Over the past two weeks, I have been specifically looking at the business continuation needs of unincorporated businesses. So how about the typical and most often quoted business continuation scenario – the limited company? Well, if you read most articles and literature on the subject of business continuation/keyperson cover, you could be forgiven for thinking that this was the only business structure for whom this protection need was an issue.
In many private companies, you will no doubt find that the most important persons to cover will be the owner/ managers. That is not to say that there will never be other than owner/managers as keypersons, just that they will represent the biggest group in most SMEs. Having identified who the keypersons are by virtue of being satisfied that the financial consequences of their loss or absence from the business would cause a financial loss that would be significant, disruptive and not easy (or even possible) to cover out of ordinary cashflow without harming the business, how do you put the cover in place?
Well, as a separate legal entity, the company can definitely contract for the necessary policy which would then be held on the balance sheet as an asset. Using this so-called corporate route, the policy on the life of the keyperson would be effected by the company for its own benefit. No trust will be needed. Insurable interest would exist in the form of the financial loss that the company would anticipate suffering as a result of the death or serious illness of the life assured – the key director.
An alternative means of providing cover on the lives of the owner/managers is for the individual directors each to effect a policy on their own life subject to a business trust for the benefit of their co-shareholders, that is, in the same way as partners in a partnership. Which is best will depend on the facts.
In many private companies, you will no doubt find that the most important persons to cover will be the owner/ managers. They will represent the biggest group in most SME’s
Taking the individual route keeps the policy outside the company. This delivers more flexibility to the shareholding directors than under the corporate route. For example, if the whole sum assured payable were not required in the business at the time it was paid, say, because the financial loss was not as great as anticipated, then the not needed surplus could be retained as a tax-free windfall for the continuing directors.
To the extent that money from the life insurance policy was required in the company, the recipient continuing shareholding directors would typically inject the required sum into the company by way of a loan.
If the sum assured were paid into the company under a company-owned policy and the full sum assured were not required then, aside from the repayment of any loans owed to the directors, any payment from the company would have to be by way of income from employment or through dividend payments – both of which would carry income tax implications. The former would also deliver National Insurance implications.
The relative levels of corporate and personal taxation have an impact on the net of tax cost of the corporate and personal methods of effecting cover.

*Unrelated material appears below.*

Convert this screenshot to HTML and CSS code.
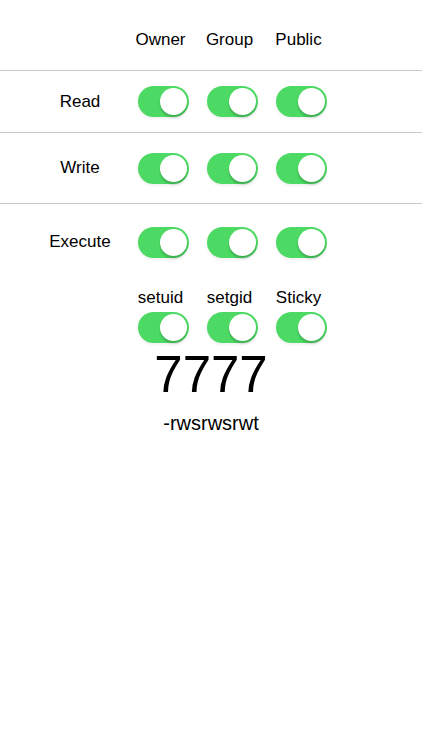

Using the corporate route, the policy remains an asset on the balance sheet. Whether the receipt of the proceeds will be subject to tax will depend on the circumstances but, in most cases, if the purpose of the policy is a capital purpose and not a revenue purpose, and especially given that tax relief on the premiums will generally not be available when the policy is on the life of a shareholder, the policy proceeds should not be taxable.
Using the personal route, on the death or serious illness of the life assured, the sum assured, as stated above, will be paid IHT-free under the trust to the continuing business owners who can then lend these funds to their company. This would create or enhance their loan/capital accounts with the company.
If the sum assured exceeds the nil-rate band, then thought should be given to effecting separate policies on different days, each for a sum assured not exceeding the nil-rate band and each subject to a separate business trust. Under current law, if properly executed, this arrangement should ensure that each policy trust was entitled to its own nil-rate band which should ensure that there would be no risk of IHT being payable on payment of the benefits out of the business trust.
Using the personal route may seem attractively flexible. However, the cost of providing the cover in this way after taking account of the tax aspects is usually higher. This is because, in effect, the cost of the premiums will have to be met (one way or another) out of after-tax (and, where relevant, NICs) income. A high proportion of shareholding directors are likely to have a marginal rate of tax that is higher (possibly signifi-cantly higher) than the rate of income tax paid by the company on its profits.
If you add the National Insurance cost to that, then the margin of difference can be quite high. It is worth noting that even if the company pays the premiums under personal trust policies proposed for by the shareholding directors, this will amount to “meeting a pecuniary liability” of the director and both tax and NICs will be due.
To leave the directors’ net position unaffected by the premium payments, the company would then need to pay the premiums, any employer’s NICs and sufficient additional salary such that after tax and any NICs on it the owner had enough to meet the extra tax/NICs on the premiums.
It would be possible to avoid the employer National Insurance cost if the share-holding director received the payment from the comp-any to meet the premium cost by way of dividend.